Continuous physiological monitoring is central to emergency care, yet deploying trustworthy AI is challenging. While LLMs can translate complex physiological signals into clinical narratives, it is unclear how agentic systems perform relative to zero-shot inference. To address these questions, we present Vivaldi, a role-structured multi-agent system that explains multivariate physiological time series. Due to regulatory constraints that preclude live deployment, we instantiate Vivaldi in a controlled, clinical pilot to a small, highly qualified cohort of emergency medicine experts, whose evaluations reveal a context-dependent picture that contrasts with prevailing assumptions that agentic reasoning uniformly improves performance. Our experiments show that agentic pipelines substantially benefit non-thinking and medically fine-tuned models, improving expert-rated explanation justification and relevance by +6.9 and +9.7 points, respectively. Contrarily, for thinking models, agentic orchestration often degrades explanation quality, including a 14-point drop in relevance, while improving diagnostic precision (ESI F1 +3.6). We also find that explicit tool-based computation is decisive for codifiable clinical metrics, whereas subjective targets, such as pain scores and length of stay, show limited or inconsistent changes. Expert evaluation further indicates that gains in clinical utility depend on visualization conventions, with medically specialized models achieving the most favorable trade-offs between utility and clarity. Together, these findings show that the value of agentic AI lies in the selective externalization of computation and structure rather than in maximal reasoning complexity, and highlight concrete design trade-offs and learned lessons, broadly applicable to explainable AI in safety-critical healthcare settings.
Paper Structure (11 sections, 5 figures, 3 tables)
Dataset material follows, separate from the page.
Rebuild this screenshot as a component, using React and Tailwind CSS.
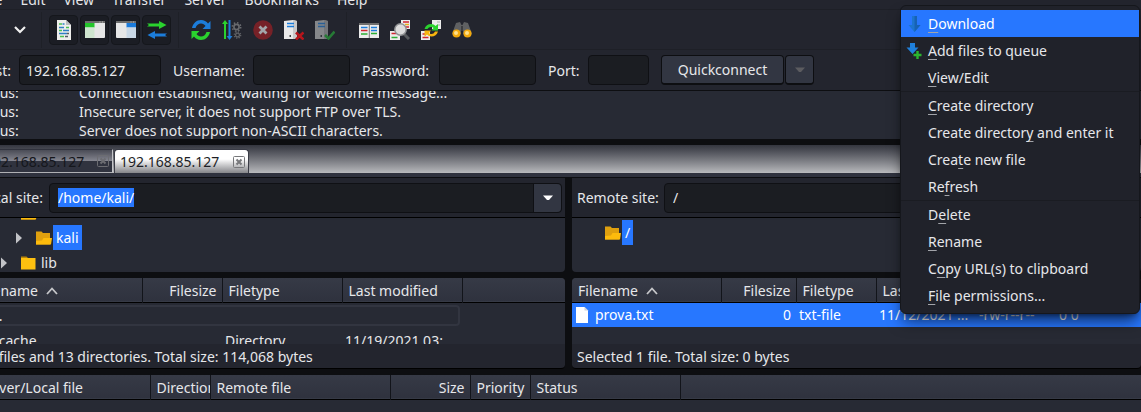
import { useEffect, useRef } from "react";

const menus = ["File", "Edit", "View", "Transfer", "Server", "Bookmarks", "Help"];

const log = [
  "Connection established, waiting for welcome message...",
  "Insecure server, it does not support FTP over TLS.",
  "Server does not support non-ASCII characters.",
];

const contextGroups = [
  [
    { before: "", key: "D", after: "ownload", icon: "down", active: true },
    { before: "", key: "A", after: "dd files to queue", icon: "add" },
    { before: "", key: "V", after: "iew/Edit" },
  ],
  [
    { before: "", key: "C", after: "reate directory" },
    { before: "Create director", key: "y", after: " and enter it" },
    { before: "Crea", key: "t", after: "e new file" },
    { before: "Re", key: "f", after: "resh" },
  ],
  [
    { before: "D", key: "e", after: "lete" },
    { before: "", key: "R", after: "ename" },
    { before: "C", key: "o", after: "py URL(s) to clipboard" },
    { before: "", key: "F", after: "ile permissions..." },
  ],
];

function Svg({ children, className = "size-5" }) {
  return (
    <svg viewBox="0 0 20 20" className={`${className} shrink-0`} aria-hidden="true">
      {children}
    </svg>
  );
}

const SitesIcon = () => (
  <Svg>
    <rect x="2" y="1" width="13" height="18" fill="#e4e4e4" />
    <path d="M5 4h7M5 7h7" stroke="#1f7bd8" strokeWidth="1.5" />
  </Svg>
);

const LogIcon = () => (
  <Svg>
    <path d="M3 0h9l5 5v15H3z" fill="#eeeeec" />
    <path d="M12 0v5h5z" fill="#b9bcbe" />
    <path d="M5 4h3M5 10.500h3M12 7.500h3M6 16.500h4" stroke="#4cc152" strokeWidth="1.300" />
    <path d="M8.500 4h2M5 7.500h5M9 10.500h6M5 13.500h8" stroke="#2f7fc4" strokeWidth="1.300" />
    <path d="M13 13.500h2M11 16.500h3" stroke="#555d63" strokeWidth="1.300" />
  </Svg>
);

const LocalTreeIcon = () => (
  <Svg>
    <rect x="0" y="1" width="20" height="17" rx="1" fill="#e6e6e6" />
    <rect x="0" y="1" width="20" height="2" fill="#6d6d6d" />
    <rect x="0" y="3" width="9.500" height="4.500" fill="#24c52b" />
    <rect x="0" y="7.500" width="9.500" height="10.500" fill="#cfe5cf" />
    <path d="M14.500 2h1M17 2h1" stroke="#bbb" />
  </Svg>
);

const RemoteTreeIcon = () => (
  <Svg>
    <rect x="0" y="1" width="20" height="17" rx="1" fill="#e6e6e6" />
    <rect x="0" y="1" width="20" height="2" fill="#6d6d6d" />
    <rect x="10.500" y="3" width="9.500" height="4.500" fill="#1b7bdb" />
    <rect x="10.500" y="7.500" width="9.500" height="10.500" fill="#c9d7e5" />
    <path d="M14.500 2h1M17 2h1" stroke="#bbb" />
  </Svg>
);

const QueueIcon = () => (
  <Svg>
    <path d="M0 3.500h12V1l7.500 4-7.500 4V6.500H0l2-1.500z" fill="#2ad22e" />
    <path d="M20 13.500H8V11L.5 15 8 19v-2.500h12L18 15z" fill="#1c7ddb" />
  </Svg>
);

const RefreshIcon = () => (
  <Svg>
    <path d="M1 8C2 3.500 5.500 0 10 0c3 0 5.500 1.500 7 3.500L19.500 1v8h-8l3-3C13.500 4.500 12 3.500 10 3.500 7.500 3.500 5.500 5 4.500 8z" fill="#1c7ddb" />
    <path d="M19 12c-1 4.500-4.500 8-9 8-3 0-5.500-1.500-7-3.500L.5 19v-8h8l-3 3c1 1.500 2.500 2.500 4.500 2.500 2.500 0 4.500-1.500 5.500-4.500z" fill="#2ad22e" />
  </Svg>
);

const ProcessIcon = () => (
  <Svg>
    <path d="M3 0L0 4h2v15h2V4h2z" fill="#2ad22e" />
    <path d="M6.500 0h2v16h2l-3 4-3-4h2z" fill="#1c7ddb" />
    <circle cx="14.500" cy="7" r="2.600" fill="none" stroke="#686a6e" strokeWidth="1.600" />
    <circle cx="14.500" cy="7" r="4.200" fill="none" stroke="#686a6e" strokeWidth="1.600" strokeDasharray="1.500 1.800" />
    <circle cx="15.500" cy="15" r="1.900" fill="none" stroke="#606266" strokeWidth="1.300" />
    <circle cx="15.500" cy="15" r="3.200" fill="none" stroke="#606266" strokeWidth="1.300" strokeDasharray="1.200 1.313" />
  </Svg>
);

const CancelIcon = () => (
  <Svg>
    <circle cx="10" cy="10" r="9.800" fill="#762127" />
    <path d="M6.500 6.500l7 7M13.500 6.500l-7 7" stroke="#a4a6aa" strokeWidth="2.800" />
  </Svg>
);

const DisconnectIcon = () => (
  <Svg>
    <path d="M0 1l9-1 4 1v18H0z" fill="#e9e9e9" />
    <path d="M9 0l4 1v18H9z" fill="#c9c9c9" />
    <path d="M3 3.500h7M3 6.500h7" stroke="#1c7ddb" strokeWidth="1.500" />
    <rect x="5.500" y="15" width="1.500" height="2" fill="#444" />
    <path d="M12 12.500l7.500 7M19.500 12.500l-7.500 7" stroke="#b7151b" strokeWidth="2.600" />
  </Svg>
);

const ReconnectIcon = () => (
  <Svg>
    <path d="M0 1l9-1 4 1v18H0z" fill="#85878a" />
    <path d="M9 0l4 1v18H9z" fill="#74767a" />
    <path d="M3 3.500h7M3 6.500h7" stroke="#2a5f96" strokeWidth="1.500" />
    <rect x="5.500" y="15" width="1.500" height="2" fill="#33363c" />
    <path d="M10 15l3.500 3.500 6-7" fill="none" stroke="#267a35" strokeWidth="2.600" />
  </Svg>
);

const FilterIcon = () => (
  <Svg>
    <rect x="0" y="3" width="20" height="15" fill="#ececec" />
    <rect x="0" y="3" width="20" height="2" fill="#6d6d6d" />
    <path d="M2 7.500h6.500M12 10.500h6" stroke="#1c7ddb" strokeWidth="1.500" />
    <path d="M12 7.500h6" stroke="#1c7ddb" strokeWidth="1.500" />
    <path d="M2 10.500h6.500" stroke="#d22530" strokeWidth="1.500" />
    <path d="M2 14h6.500M12 13.500h6" stroke="#2cae35" strokeWidth="1.500" />
    <path d="M10.300 4v14" stroke="#777" strokeWidth="1" />
  </Svg>
);

const CompareIcon = () => (
  <Svg>
    <rect x="11" y="0" width="9" height="9" fill="#ececec" />
    <path d="M13 2h6M15 7h4" stroke="#d22530" strokeWidth="1.500" />
    <path d="M15 4.500h4" stroke="#e8b21f" strokeWidth="1.500" />
    <rect x="0" y="11" width="10" height="9" fill="#ececec" />
    <path d="M1.500 13.500h5" stroke="#d22530" strokeWidth="1.500" />
    <path d="M1.500 17.500h6" stroke="#2cae35" strokeWidth="1.500" />
    <path d="M14 14l5 5" stroke="#55585c" strokeWidth="3" />
    <circle cx="10.500" cy="9.500" r="5.700" fill="#dcdcdc" stroke="#909294" strokeWidth="1.500" />
  </Svg>
);

const SyncIcon = () => (
  <Svg>
    <rect x="11" y="0" width="9" height="9" fill="#ececec" />
    <path d="M16 2h3M17 5h2" stroke="#aaa" />
    <rect x="0" y="11" width="9" height="9" fill="#ececec" />
    <path d="M1.500 14h3M1.500 17.500h6" stroke="#d22530" strokeWidth="1.300" />
    <path d="M3.500 9C4.500 5.500 7 4 10 4c2 0 3.500.8 4.500 2L17 4v6.500h-6.500L12.500 8C12 7.300 11 7 10 7 8.500 7 7.300 7.800 6.500 9z" fill="#2ad22e" />
    <path d="M17 11.500c-1 3.500-3.500 5-6.500 5-2 0-3.500-.8-4.500-2L3.500 17v-6.500H10L8 13c.5.7 1.500 1 2.500 1 1.500 0 2.700-.8 3.500-2.500z" fill="#f6b40e" />
  </Svg>
);

const FindIcon = () => (
  <Svg>
    <path d="M4 3l4-1 1.500 3h1L12 2l4 1 4 11-4 3-5-3v-4H9v4l-5 3-4-3z" fill="#5f6062" />
    <path d="M9 6h2v5H9z" fill="#3c3d40" />
    <circle cx="4.500" cy="13.500" r="4" fill="#f3a90c" />
    <circle cx="15.500" cy="13.500" r="4" fill="#f3a90c" />
    <circle cx="4" cy="13" r="2" fill="#ffe08a" />
    <circle cx="15" cy="13" r="2" fill="#ffe08a" />
  </Svg>
);

function FolderIcon({ open }) {
  return (
    <svg viewBox="0 0 16 14" className="h-3.5 w-4 shrink-0" aria-hidden="true">
      {open ? (
        <>
          <path d="M0 13.500V.5h5.500L7 2h7v11.500z" fill="#dfa00f" />
          <path d="M0 13.500V10l6-.5L7.500 7H16l-1 6.500z" fill="#fdbb0c" />
        </>
      ) : (
        <>
          <path d="M0 13.500V2h14.500v11.500z" fill="#fdc010" />
          <path d="M0 .5h5.500L7 2H0z" fill="#b98509" />
        </>
      )}
    </svg>
  );
}

function Caret() {
  return (
    <svg viewBox="0 0 10 6" className="h-1.5 w-2.5" aria-hidden="true">
      <path d="M0 .5h10L6 5H4z" fill="currentColor" />
    </svg>
  );
}

function Expander() {
  return (
    <svg viewBox="0 0 6 12" className="h-3 w-1.5 shrink-0" aria-hidden="true">
      <path d="M0 .5v11L6 6z" fill="#c2c3c7" />
    </svg>
  );
}

function SortArrow() {
  return (
    <svg viewBox="0 0 12 8" className="h-2 w-3 shrink-0" aria-hidden="true">
      <path d="M1 7l5-5.500L11 7" fill="none" stroke="#c6c7ca" strokeWidth="1.800" />
    </svg>
  );
}

function ToolButton({ label, pressed, children }) {
  const base = "flex h-[30px] w-[29px] shrink-0 items-center justify-center rounded";
  return (
    <button
      type="button"
      aria-label={label}
      aria-pressed={pressed}
      className={pressed ? `${base} border border-[#15171c] bg-[#1b1d24]` : base}
    >
      {children}
    </button>
  );
}

const Divider = () => <span className="mx-[5px] h-9 w-px shrink-0 bg-[#1e2027]" />;

function Field({ id, label, labelClass, inputClass, value = "" }) {
  return (
    <div className="flex shrink-0 items-center">
      <label htmlFor={id} className={`shrink-0 ${labelClass}`}>
        {label}
      </label>
      <input
        id={id}
        defaultValue={value}
        className={`h-[30px] shrink-0 rounded border border-[#0f1014] bg-[#1b1d22] px-1.5 outline-none ${inputClass}`}
      />
    </div>
  );
}

function Tab({ active }) {
  return (
    <div
      className={
        active
          ? "flex h-6 w-[135px] shrink-0 items-center justify-between rounded-t border-x border-t border-[#3a3c46] bg-linear-to-b from-white from-40% to-[#85868a] pr-[3px] pl-[5px] text-[#1d1f26]"
          : "flex h-6 w-[135px] shrink-0 items-center justify-between border-t border-r border-b border-t-[#30323c] border-r-[#c4c5c9] border-b-[#b0b1b5] bg-linear-to-b from-[#4a4c56] from-0% via-[#858690] via-50% to-[#30333f] to-50% pr-[3px] pl-[7px] text-[#15171c]"
      }
    >
      <button type="button" role="tab" aria-selected={active}>
        192.168.85.127
      </button>
      <button type="button" aria-label="Close tab">
        <svg viewBox="0 0 12 12" className="size-3" fill="none" stroke={active ? "#77787b" : "#6c6d72"} aria-hidden="true">
          <rect x=".5" y=".5" width="11" height="11" rx="1" />
          <path d="M3.500 3.500l5 5M8.500 3.500l-5 5" strokeWidth="2" />
        </svg>
      </button>
    </div>
  );
}

function SiteBar({ id, label, value, inputRef, labelClass }) {
  return (
    <div className="flex h-10 shrink-0 items-center border-b border-black bg-[#23252e] pr-[3px]">
      <label htmlFor={id} className={`shrink-0 ${labelClass}`}>
        {label}
      </label>
      <div className="flex h-[30px] min-w-0 flex-1 rounded border border-[#0f1014] bg-[#1b1d22]">
        <input
          ref={inputRef}
          id={id}
          defaultValue={value}
          className="min-w-0 flex-1 bg-transparent px-2 outline-none selection:bg-[#2777ff] selection:text-white"
        />
        <button
          type="button"
          aria-label={`${label} history`}
          className="flex w-7 shrink-0 items-center justify-center rounded-r border-l border-[#0f1014] bg-[#323642] text-white"
        >
          <Caret />
        </button>
      </div>
    </div>
  );
}

const th = "h-6 overflow-hidden border-r border-[#12141a] pt-0.5 pr-0 pl-1.5 text-left font-normal whitespace-nowrap";
const thRight = "h-6 overflow-hidden border-r border-[#12141a] pt-0.5 pr-[5px] text-right font-normal whitespace-nowrap";
const headRow = "border-b border-black bg-linear-to-b from-[#363a46] to-[#2f323e]";

function Splitter() {
  return <div className="h-1.5 shrink-0 bg-[#0d0e11]" />;
}

function SortedHeading() {
  return (
    <th className={th} aria-sort="ascending">
      <span className="flex items-center gap-2">
        Filename
        <SortArrow />
      </span>
    </th>
  );
}

function LocalPane({ inputRef }) {
  return (
    <section className="flex min-w-0 flex-[593] flex-col">
      <SiteBar id="local" label="Local site:" value="/home/kali/" inputRef={inputRef} labelClass="w-[77px] pr-1.5 text-right" />
      <div className="flex h-[54px] shrink-0 flex-col justify-end overflow-hidden rounded-b bg-[#272a34]">
        <ul className="-mb-[3px] shrink-0">
          <li className="flex h-[25px] items-center pl-[49px]">
            <FolderIcon open />
          </li>
          <li className="flex h-[25px] items-center pl-11">
            <Expander />
            <span className="ml-3.5">
              <FolderIcon open />
            </span>
            <span className="ml-px h-[25px] bg-[#2777ff] px-[3px] leading-[25px] text-white">kali</span>
          </li>
          <li className="flex h-[25px] items-center pl-[29px]">
            <Expander />
            <span className="ml-3.5">
              <FolderIcon />
            </span>
            <span className="ml-1">lib</span>
          </li>
        </ul>
      </div>
      <Splitter />
      <div className="h-[66px] shrink-0 overflow-hidden rounded-t bg-[#272a34]">
        <table className="w-full table-fixed border-collapse">
          <colgroup>
            <col className="w-[170px]" />
            <col className="w-20" />
            <col className="w-[120px]" />
            <col className="w-[120px]" />
            <col />
          </colgroup>
          <thead>
            <tr className={headRow}>
              <SortedHeading />
              <th className={thRight}>Filesize</th>
              <th className={th}>Filetype</th>
              <th className={th}>Last modified</th>
              <td />
            </tr>
          </thead>
          <tbody>
            <tr className="h-[25px]">
              <td colSpan={4} className="pt-0.5 pr-0.5">
                <div className="h-[21px] rounded-sm border-2 border-[#323540] pl-[21px] leading-[18px]">..</div>
              </td>
            </tr>
            <tr className="h-[25px]">
              <td className="pt-0.5 pl-[23px]">.cache</td>
              <td />
              <td className="pt-0.5 pl-[3px]">Directory</td>
              <td className="overflow-hidden pt-0.5 pl-[3px] whitespace-nowrap">11/19/2021 03:</td>
            </tr>
          </tbody>
        </table>
      </div>
      <div className="flex h-[25px] shrink-0 items-center rounded-b border-b border-black bg-[#23252e] pl-[7px] whitespace-nowrap">
        17 files and 13 directories. Total size: 114,068 bytes
      </div>
    </section>
  );
}

function RemotePane() {
  return (
    <section className="flex min-w-0 flex-[569] flex-col">
      <SiteBar id="remote" label="Remote site:" value="/" labelClass="w-[92px] pl-[5px]" />
      <div className="h-[54px] shrink-0 overflow-hidden rounded-b bg-[#272a34] pt-0.5">
        <div className="flex h-[25px] items-center pl-[33px]">
          <FolderIcon open />
          <span className="ml-px h-[25px] bg-[#2777ff] px-[3px] leading-[25px] text-white">/</span>
        </div>
      </div>
      <Splitter />
      <div className="h-[66px] shrink-0 overflow-hidden rounded-t bg-[#272a34]">
        <table className="w-full table-fixed border-collapse">
          <colgroup>
            <col className="w-[149px]" />
            <col className="w-[75px]" />
            <col className="w-20" />
            <col className="w-[100px]" />
            <col className="w-20" />
            <col />
          </colgroup>
          <thead>
            <tr className={headRow}>
              <SortedHeading />
              <th className={thRight}>Filesize</th>
              <th className={th}>Filetype</th>
              <th className={th}>Last modified</th>
              <th className={th}>Permissions</th>
              <th className={th}>Owner/Group</th>
            </tr>
          </thead>
          <tbody>
            <tr className="h-[25px] bg-[#2777ff] text-white">
              <td className="pl-1">
                <span className="flex items-center gap-1.5">
                  <svg viewBox="0 0 13 16" className="h-4 w-[13px]" aria-hidden="true">
                    <path d="M0 0h8.500L12 3.500V16H0z" fill="#fff" />
                    <path d="M8.500 0L12 3.500H8.500z" fill="#d0d3d8" />
                  </svg>
                  prova.txt
                </span>
              </td>
              <td className="pr-[5px] text-right">0</td>
              <td className="pl-[3px]">txt-file</td>
              <td className="pl-[3px]">11/12/2021 ...</td>
              <td className="pl-[3px]">-rw-r--r--</td>
              <td className="pl-[3px]">0 0</td>
            </tr>
          </tbody>
        </table>
      </div>
      <div className="flex h-[25px] shrink-0 items-center rounded-b border-b border-black bg-[#23252e] pl-[5px] whitespace-nowrap">
        Selected 1 file. Total size: 0 bytes
      </div>
    </section>
  );
}

function ContextMenu() {
  return (
    <div
      role="menu"
      className="absolute top-[5px] left-[900px] w-60 rounded-md border border-[#15171c] bg-[#20222a] py-1 shadow-lg shadow-black/60"
    >
      {contextGroups.map((group, i) => (
        <div key={i} className={i ? "border-t border-[#1a1c22]" : ""}>
          {group.map((item) => (
            <button
              key={item.before + item.key + item.after}
              type="button"
              role="menuitem"
              className={
                item.active
                  ? "flex h-[27px] w-full items-center bg-[#2777ff] pl-[5px] text-left text-white"
                  : "flex h-[27px] w-full items-center pl-[5px] text-left"
              }
            >
              <span className="flex w-[22px] shrink-0">
                {item.icon === "down" && (
                  <svg viewBox="0 0 16 16" className="size-4" aria-hidden="true">
                    <path d="M6 0h5v9h3.500l-6 7-6-7H6z" fill="#1c74d0" />
                    <path d="M8.500 0H11v9h3.500l-6 7z" fill="#1762b4" />
                  </svg>
                )}
                {item.icon === "add" && (
                  <svg viewBox="0 0 16 16" className="size-4" aria-hidden="true">
                    <path d="M4 0h5v4.500h3.500L6.500 11l-6-6.500H4z" fill="#1f80dc" />
                    <path d="M11.500 8v8M7.500 12h8" stroke="#2bb52f" strokeWidth="2.400" />
                  </svg>
                )}
              </span>
              <span className="whitespace-nowrap">
                {item.before}
                <span className="underline decoration-[#a2a4a9] decoration-1 underline-offset-3 [text-decoration-skip-ink:none]">
                  {item.key}
                </span>
                {item.after}
              </span>
            </button>
          ))}
        </div>
      ))}
    </div>
  );
}

export default function App() {
  const localRef = useRef(null);
  useEffect(() => {
    localRef.current?.focus();
    localRef.current?.select();
  }, []);

  return (
    <div className="relative min-h-screen overflow-hidden bg-[#272a34] font-['Noto_Sans',sans-serif] text-sm leading-[19px] text-[#e6e7ea]">
      <div className="-ml-7 flex min-h-screen flex-col">
        <nav className="flex h-2.5 shrink-0 items-end gap-[18px] overflow-hidden border-b border-[#1e2027] bg-[#23252e] pl-2">
          {menus.map((name) => (
            <button key={name} type="button" className="shrink-0">
              {name}
            </button>
          ))}
        </nav>

        <div className="flex h-10 shrink-0 items-center gap-0.5 border-b border-[#1e2027] bg-[#23252e] pl-0.5">
          <ToolButton label="Site manager">
            <SitesIcon />
          </ToolButton>
          <button type="button" aria-label="Recent sites" className="flex h-7 w-[29px] shrink-0 items-center justify-center">
            <svg viewBox="0 0 12 8" className="h-2 w-3" fill="none" stroke="#f0f0f0" strokeWidth="2.200" aria-hidden="true">
              <path d="M1 1l5 5 5-5" />
            </svg>
          </button>
          <Divider />
          <ToolButton label="Message log" pressed>
            <LogIcon />
          </ToolButton>
          <ToolButton label="Local tree" pressed>
            <LocalTreeIcon />
          </ToolButton>
          <ToolButton label="Remote tree" pressed>
            <RemoteTreeIcon />
          </ToolButton>
          <ToolButton label="Transfer queue" pressed>
            <QueueIcon />
          </ToolButton>
          <Divider />
          <ToolButton label="Refresh">
            <RefreshIcon />
          </ToolButton>
          <ToolButton label="Process queue">
            <ProcessIcon />
          </ToolButton>
          <ToolButton label="Cancel">
            <CancelIcon />
          </ToolButton>
          <ToolButton label="Disconnect">
            <DisconnectIcon />
          </ToolButton>
          <ToolButton label="Reconnect">
            <ReconnectIcon />
          </ToolButton>
          <Divider />
          <ToolButton label="Filters">
            <FilterIcon />
          </ToolButton>
          <ToolButton label="Compare directories">
            <CompareIcon />
          </ToolButton>
          <ToolButton label="Synchronized browsing">
            <SyncIcon />
          </ToolButton>
          <ToolButton label="Find files">
            <FindIcon />
          </ToolButton>
        </div>

        <form className="flex h-[41px] shrink-0 items-center gap-3 border-b border-[#0d0e11] bg-[#23252e]">
          <Field id="host" label="Host:" labelClass="w-[47px] pr-2 text-right" inputClass="w-[142px]" value="192.168.85.127" />
          <Field id="user" label="Username:" labelClass="w-20" inputClass="w-[97px]" />
          <Field id="pass" label="Password:" labelClass="w-[77px]" inputClass="w-[97px]" />
          <Field id="port" label="Port:" labelClass="w-10" inputClass="w-[61px]" />
          <div className="flex gap-px">
            <button
              type="button"
              className="h-[30px] w-[123px] rounded border border-b-2 border-[#0d0e11] bg-[#323642]"
            >
              Quickconnect
            </button>
            <button
              type="button"
              aria-label="Quickconnect history"
              className="flex h-[30px] w-[29px] items-center justify-center rounded border border-b-2 border-[#0d0e11] bg-[#323642] text-[#5c5c60]"
            >
              <Caret />
            </button>
          </div>
        </form>

        <div className="flex h-12 shrink-0 flex-col justify-end overflow-hidden bg-[#272a34]">
          <div className="-mb-px shrink-0">
            {log.map((line) => (
              <div key={line} className="flex h-[19px]">
                <span className="w-[107px] shrink-0 pl-0.5">Status:</span>
                <span className="whitespace-nowrap">{line}</span>
              </div>
            ))}
          </div>
        </div>
        <Splitter />

        <div
          role="tablist"
          className="flex h-7 shrink-0 items-end gap-px bg-linear-to-b from-[#34363f] to-[#b9babd] pl-1.5"
        >
          <Tab active={false} />
          <Tab active />
        </div>
        <div className="h-[5px] shrink-0 border-b border-[#0d0e11] bg-[#2f323e]" />

        <main className="flex shrink-0 gap-[7px] bg-[#0d0e11]">
          <LocalPane inputRef={localRef} />
          <RemotePane />
        </main>
        <Splitter />

        <table className="w-full table-fixed border-collapse">
          <colgroup>
            <col className="w-[178px]" />
            <col className="w-[60px]" />
            <col className="w-[180px]" />
            <col className="w-20" />
            <col className="w-[60px]" />
            <col className="w-[150px]" />
            <col />
          </colgroup>
          <thead>
            <tr className={headRow}>
              <th className={th}>Server/Local file</th>
              <th className={th}>Direction</th>
              <th className={th}>Remote file</th>
              <th className={thRight}>Size</th>
              <th className={th}>Priority</th>
              <th className={th}>Status</th>
              <td />
            </tr>
          </thead>
        </table>
      </div>
      <ContextMenu />
    </div>
  );
}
This paper contains 11 sections, 5 figures, 3 tables.

Figures (5)

  • Figure 1: System architecture as a five-scene Emergency Department narrative. The area on the right represents the Shared Memory Buffer (SMB) that Vivaldi manages, orchestrating communication with it and the agents, or between agents, as an intermediary: e.g., think of this as API calls where read (dashed lines) and write (dotted lines) operations happen in the SMB. The circles at the edge of the shaded area on the right illustrate the agents' entry point for communicating with Vivaldi. We remove the details of read/write interactions between the SMB and Vivaldi for illustration purposes, and defer them to the single scenes. Same-colored lines represent a single logical flow whose completion might depend on multiple interactions between Vivaldi and the agents therein (e.g., 5.b, 8, 9, and 10).
  • Figure 2: ESI Level Confusion Matrices. Zero-shot models (left) show a critical failure to detect Level 1 (highest acuity) emergencies, misclassifying all such cases.
  • Figure 3: Performance shifts in Chart Comprehensibility (left) and Clinical Utility (right) across models. Each arrow represents the transition from zero-shot (open circle) to the agentic workflow (solid circle). Green arrows indicate performance gains; red, degradations.
  • Figure 4: Time efficiency analysis of Zero-Shot versus Agentic pipelines. Stacked bars illustrate the temporal distribution of agents, each annotated with its share of total execution time. Gray bars represent baseline Zero-Shot latency.
  • Figure 5: Prompt and Completion token usage by model.